= C.M. Washington High School =

Segregated school in Louisiana, United States

Cordelia Matthews Washington High School (c. 1942 – 1968) was a primary and secondary school for black students in Thibodaux, Louisiana, United States. A part of Lafourche Parish Public Schools, it was the only K-12 school in Lafourche Parish for black people, and it had the first high school program for black people in Thibodaux.

==History==
Cordelia Matthews Washington established the Negro Corporation School in the early 1900s. She died in 1937, and Washington High School was renamed in her honor circa 1942. The final school building received its dedication on December 8, 1950. It served grades 1–12. Leola A. Washington was the initial principal of the school's elementary division and Professor Robert M. Harris was the initial principal of the high school division.

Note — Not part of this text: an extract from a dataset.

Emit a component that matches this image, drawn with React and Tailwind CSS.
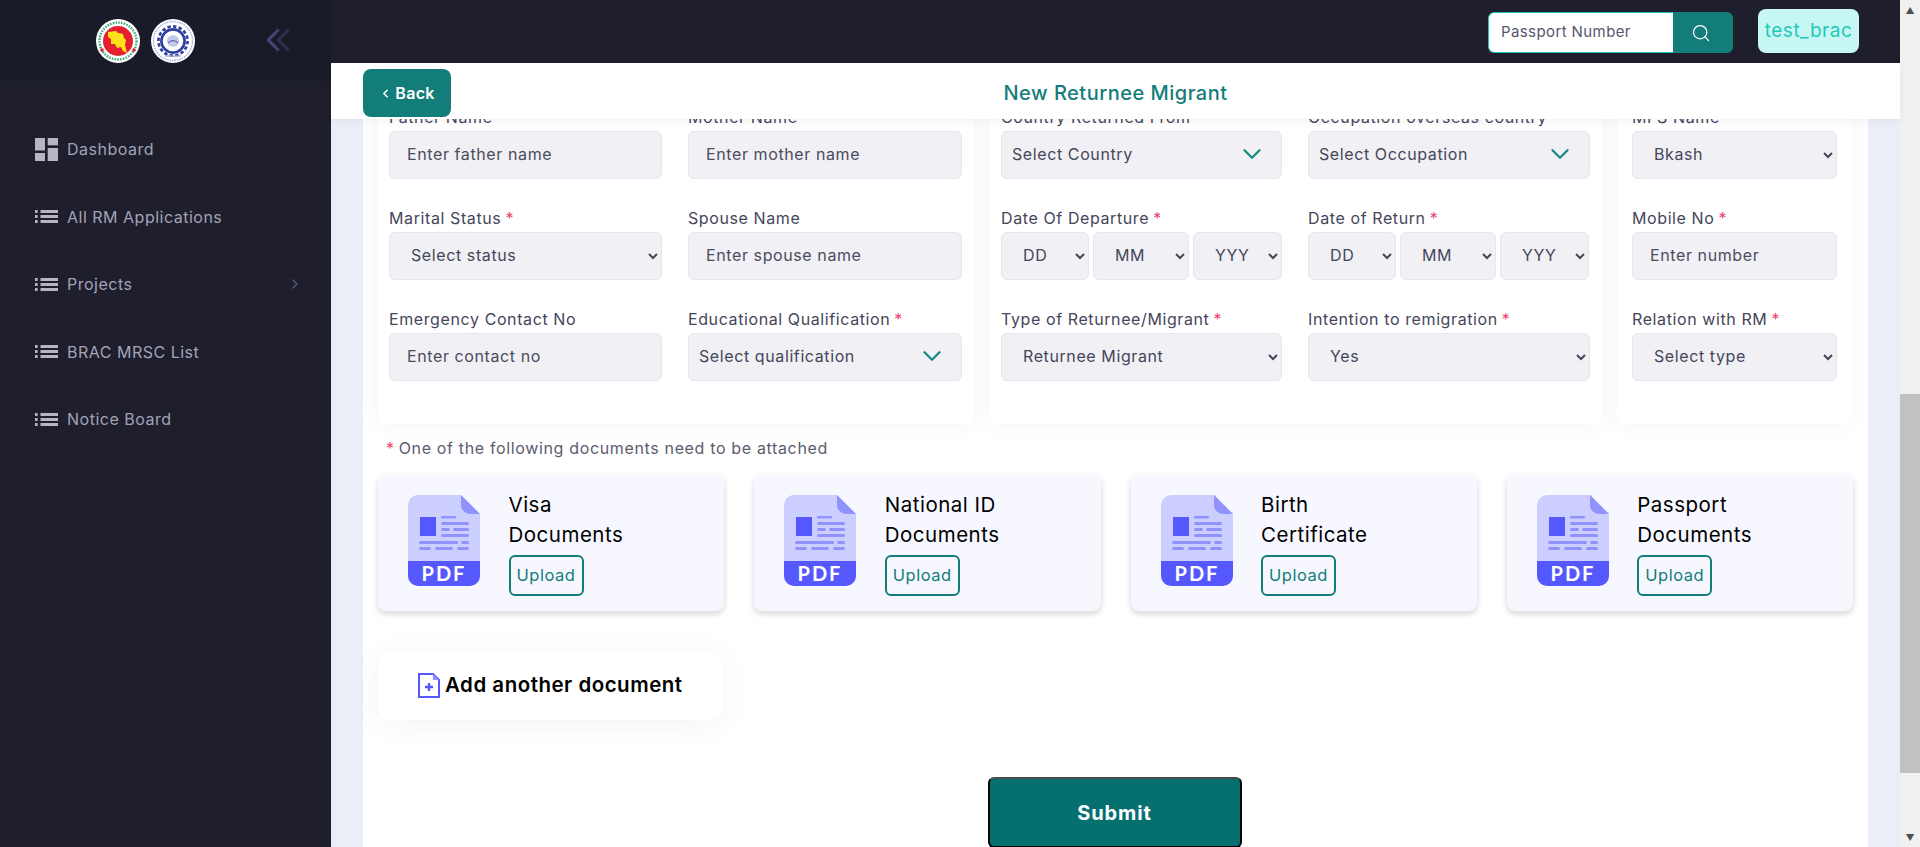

In 1968 the school building was re-purposed as South Thibodaux Elementary School due to racial integration. Black students moved to previously all-white high schools: Thibodaux High School, Central Lafourche High School, and South Lafourche High School.

In 2008 members of the C.M. Washington alumni association proposed renaming South Thibodaux Elementary after Cordelia Matthews Washington. Allen Chapel AME Church pastor Rev. Nelson Dan Taylor Sr., also proposed this renaming in 2013.